> **DIRECTION**
For each line that holds "this", copy the line out.

━━ RECORD LIST

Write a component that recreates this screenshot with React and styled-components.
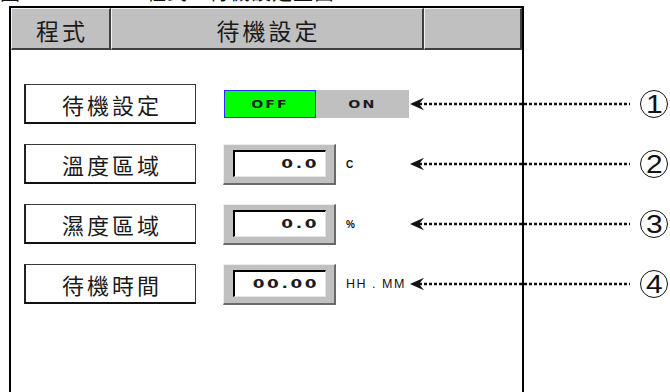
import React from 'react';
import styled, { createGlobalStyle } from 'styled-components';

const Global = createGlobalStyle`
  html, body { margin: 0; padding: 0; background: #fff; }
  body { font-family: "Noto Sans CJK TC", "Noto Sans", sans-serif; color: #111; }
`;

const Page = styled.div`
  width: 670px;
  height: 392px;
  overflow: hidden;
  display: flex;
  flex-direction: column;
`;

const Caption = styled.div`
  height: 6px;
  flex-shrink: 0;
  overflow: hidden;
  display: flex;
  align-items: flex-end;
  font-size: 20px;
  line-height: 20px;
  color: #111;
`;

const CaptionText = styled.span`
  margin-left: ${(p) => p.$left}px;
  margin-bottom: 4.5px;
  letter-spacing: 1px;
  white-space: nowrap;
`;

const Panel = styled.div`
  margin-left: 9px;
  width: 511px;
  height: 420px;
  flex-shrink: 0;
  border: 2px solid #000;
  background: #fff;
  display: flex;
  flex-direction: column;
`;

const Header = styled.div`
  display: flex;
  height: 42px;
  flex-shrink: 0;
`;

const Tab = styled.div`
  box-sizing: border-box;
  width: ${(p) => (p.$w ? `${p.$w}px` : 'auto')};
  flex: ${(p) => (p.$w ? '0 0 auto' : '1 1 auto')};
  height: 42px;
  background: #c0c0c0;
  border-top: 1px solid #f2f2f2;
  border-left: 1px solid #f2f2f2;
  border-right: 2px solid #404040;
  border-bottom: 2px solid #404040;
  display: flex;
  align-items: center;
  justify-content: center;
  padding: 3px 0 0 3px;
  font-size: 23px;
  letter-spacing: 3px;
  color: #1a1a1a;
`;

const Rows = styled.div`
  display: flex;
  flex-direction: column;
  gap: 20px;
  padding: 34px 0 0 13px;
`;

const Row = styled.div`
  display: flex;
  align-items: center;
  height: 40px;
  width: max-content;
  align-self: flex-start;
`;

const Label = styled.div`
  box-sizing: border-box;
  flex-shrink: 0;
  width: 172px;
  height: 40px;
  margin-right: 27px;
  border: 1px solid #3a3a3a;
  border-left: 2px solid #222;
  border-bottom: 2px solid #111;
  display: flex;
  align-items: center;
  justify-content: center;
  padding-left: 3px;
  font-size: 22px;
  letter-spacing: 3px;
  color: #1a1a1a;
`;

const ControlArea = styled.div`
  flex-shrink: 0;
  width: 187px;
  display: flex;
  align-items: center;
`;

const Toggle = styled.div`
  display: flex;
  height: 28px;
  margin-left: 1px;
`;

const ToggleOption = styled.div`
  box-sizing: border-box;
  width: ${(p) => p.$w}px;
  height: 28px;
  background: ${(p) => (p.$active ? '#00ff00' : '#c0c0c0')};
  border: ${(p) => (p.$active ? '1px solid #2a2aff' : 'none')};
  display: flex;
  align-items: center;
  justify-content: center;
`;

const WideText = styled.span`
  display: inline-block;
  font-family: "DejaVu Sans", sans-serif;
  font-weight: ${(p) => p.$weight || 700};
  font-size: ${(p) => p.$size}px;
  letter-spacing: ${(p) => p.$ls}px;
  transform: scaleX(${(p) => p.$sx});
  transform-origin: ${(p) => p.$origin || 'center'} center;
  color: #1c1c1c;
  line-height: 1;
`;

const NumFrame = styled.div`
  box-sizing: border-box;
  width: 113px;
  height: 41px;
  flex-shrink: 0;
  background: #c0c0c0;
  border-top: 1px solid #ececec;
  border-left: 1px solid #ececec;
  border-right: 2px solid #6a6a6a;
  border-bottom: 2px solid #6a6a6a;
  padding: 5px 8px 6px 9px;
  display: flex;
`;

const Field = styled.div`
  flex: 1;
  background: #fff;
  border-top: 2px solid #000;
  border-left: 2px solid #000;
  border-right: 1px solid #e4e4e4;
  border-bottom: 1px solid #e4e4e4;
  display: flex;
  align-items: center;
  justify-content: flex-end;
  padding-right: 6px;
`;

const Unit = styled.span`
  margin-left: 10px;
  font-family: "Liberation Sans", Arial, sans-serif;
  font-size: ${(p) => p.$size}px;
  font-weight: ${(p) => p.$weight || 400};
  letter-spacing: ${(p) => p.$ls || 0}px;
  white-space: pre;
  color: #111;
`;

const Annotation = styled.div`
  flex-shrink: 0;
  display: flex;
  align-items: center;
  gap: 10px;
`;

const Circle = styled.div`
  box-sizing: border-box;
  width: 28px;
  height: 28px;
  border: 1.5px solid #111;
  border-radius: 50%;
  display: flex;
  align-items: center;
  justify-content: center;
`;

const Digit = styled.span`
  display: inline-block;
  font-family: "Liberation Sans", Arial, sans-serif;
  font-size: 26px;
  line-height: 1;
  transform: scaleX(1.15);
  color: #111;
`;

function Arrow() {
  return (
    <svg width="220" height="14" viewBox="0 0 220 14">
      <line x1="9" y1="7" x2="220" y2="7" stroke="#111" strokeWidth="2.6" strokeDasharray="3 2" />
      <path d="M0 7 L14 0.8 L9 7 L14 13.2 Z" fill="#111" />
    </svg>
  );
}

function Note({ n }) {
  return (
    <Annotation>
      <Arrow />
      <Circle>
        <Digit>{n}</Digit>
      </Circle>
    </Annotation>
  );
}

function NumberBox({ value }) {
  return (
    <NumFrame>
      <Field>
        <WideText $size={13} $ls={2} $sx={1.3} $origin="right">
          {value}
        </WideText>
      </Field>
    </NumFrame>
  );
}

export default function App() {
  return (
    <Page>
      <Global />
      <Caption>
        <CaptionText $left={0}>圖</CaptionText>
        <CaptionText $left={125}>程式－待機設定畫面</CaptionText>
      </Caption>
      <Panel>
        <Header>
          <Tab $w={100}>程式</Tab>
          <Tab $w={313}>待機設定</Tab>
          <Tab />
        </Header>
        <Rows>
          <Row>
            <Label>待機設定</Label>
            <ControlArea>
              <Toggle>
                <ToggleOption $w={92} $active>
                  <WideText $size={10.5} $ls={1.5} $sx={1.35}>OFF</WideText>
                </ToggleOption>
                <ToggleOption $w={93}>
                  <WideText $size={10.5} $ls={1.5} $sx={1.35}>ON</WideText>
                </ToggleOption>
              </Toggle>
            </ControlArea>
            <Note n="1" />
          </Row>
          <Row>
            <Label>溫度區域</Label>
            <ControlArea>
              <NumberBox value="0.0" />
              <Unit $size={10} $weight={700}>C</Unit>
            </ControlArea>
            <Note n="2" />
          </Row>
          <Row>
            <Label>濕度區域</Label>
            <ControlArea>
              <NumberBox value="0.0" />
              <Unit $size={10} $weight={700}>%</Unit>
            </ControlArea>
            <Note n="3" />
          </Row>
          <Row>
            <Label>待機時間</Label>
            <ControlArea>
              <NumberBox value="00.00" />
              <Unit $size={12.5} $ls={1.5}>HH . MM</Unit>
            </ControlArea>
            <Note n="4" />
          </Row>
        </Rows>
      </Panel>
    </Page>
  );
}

━━━━
━━ RECORD LIST

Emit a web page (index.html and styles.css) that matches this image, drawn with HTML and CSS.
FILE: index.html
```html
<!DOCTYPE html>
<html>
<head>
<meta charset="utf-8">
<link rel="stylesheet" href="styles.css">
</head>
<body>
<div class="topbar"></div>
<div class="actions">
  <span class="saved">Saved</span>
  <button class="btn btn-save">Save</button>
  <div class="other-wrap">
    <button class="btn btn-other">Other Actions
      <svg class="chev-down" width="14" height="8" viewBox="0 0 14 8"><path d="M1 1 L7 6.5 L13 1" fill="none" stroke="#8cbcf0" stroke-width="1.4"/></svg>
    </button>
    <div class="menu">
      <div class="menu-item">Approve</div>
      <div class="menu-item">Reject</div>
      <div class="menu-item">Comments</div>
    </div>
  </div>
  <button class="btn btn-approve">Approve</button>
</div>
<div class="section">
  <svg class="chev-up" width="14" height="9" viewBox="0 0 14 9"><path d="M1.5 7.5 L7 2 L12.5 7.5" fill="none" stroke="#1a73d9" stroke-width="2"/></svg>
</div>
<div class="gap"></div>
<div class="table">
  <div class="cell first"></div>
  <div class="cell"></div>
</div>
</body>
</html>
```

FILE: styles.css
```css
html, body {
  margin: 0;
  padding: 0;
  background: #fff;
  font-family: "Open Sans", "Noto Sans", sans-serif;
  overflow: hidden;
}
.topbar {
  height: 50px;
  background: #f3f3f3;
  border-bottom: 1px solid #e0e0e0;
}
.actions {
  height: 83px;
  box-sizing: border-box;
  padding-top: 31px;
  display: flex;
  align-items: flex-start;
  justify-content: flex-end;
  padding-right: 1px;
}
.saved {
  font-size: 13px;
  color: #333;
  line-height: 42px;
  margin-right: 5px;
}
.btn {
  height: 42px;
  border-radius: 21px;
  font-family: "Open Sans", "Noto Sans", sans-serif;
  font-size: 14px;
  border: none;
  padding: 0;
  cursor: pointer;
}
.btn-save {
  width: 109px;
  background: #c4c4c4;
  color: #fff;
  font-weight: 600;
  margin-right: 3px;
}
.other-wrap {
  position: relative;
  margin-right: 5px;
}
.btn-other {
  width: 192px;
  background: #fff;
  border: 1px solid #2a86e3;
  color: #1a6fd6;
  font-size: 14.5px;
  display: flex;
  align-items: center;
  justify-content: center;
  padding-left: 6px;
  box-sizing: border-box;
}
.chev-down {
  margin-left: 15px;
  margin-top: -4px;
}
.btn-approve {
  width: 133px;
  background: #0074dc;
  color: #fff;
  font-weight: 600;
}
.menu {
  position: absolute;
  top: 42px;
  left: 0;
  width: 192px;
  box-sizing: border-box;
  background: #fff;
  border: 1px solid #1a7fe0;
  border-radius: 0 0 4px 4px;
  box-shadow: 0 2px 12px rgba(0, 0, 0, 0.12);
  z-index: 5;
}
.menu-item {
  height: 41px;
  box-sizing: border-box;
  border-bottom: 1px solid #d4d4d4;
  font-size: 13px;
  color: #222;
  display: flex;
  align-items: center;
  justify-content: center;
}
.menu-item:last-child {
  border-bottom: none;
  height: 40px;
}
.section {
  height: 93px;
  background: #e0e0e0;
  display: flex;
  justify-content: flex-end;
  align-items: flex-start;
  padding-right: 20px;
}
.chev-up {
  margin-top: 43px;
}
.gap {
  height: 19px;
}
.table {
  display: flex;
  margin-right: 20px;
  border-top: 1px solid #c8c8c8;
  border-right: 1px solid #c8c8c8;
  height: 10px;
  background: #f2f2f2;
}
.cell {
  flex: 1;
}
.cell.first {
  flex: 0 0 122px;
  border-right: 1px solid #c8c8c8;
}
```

━━━━

> **WRITTEN ANSWER**
Write a component that recreates this screenshot with React and styled-components.
Emit a web page (index.html and styles.css) that matches this image, drawn with HTML and CSS.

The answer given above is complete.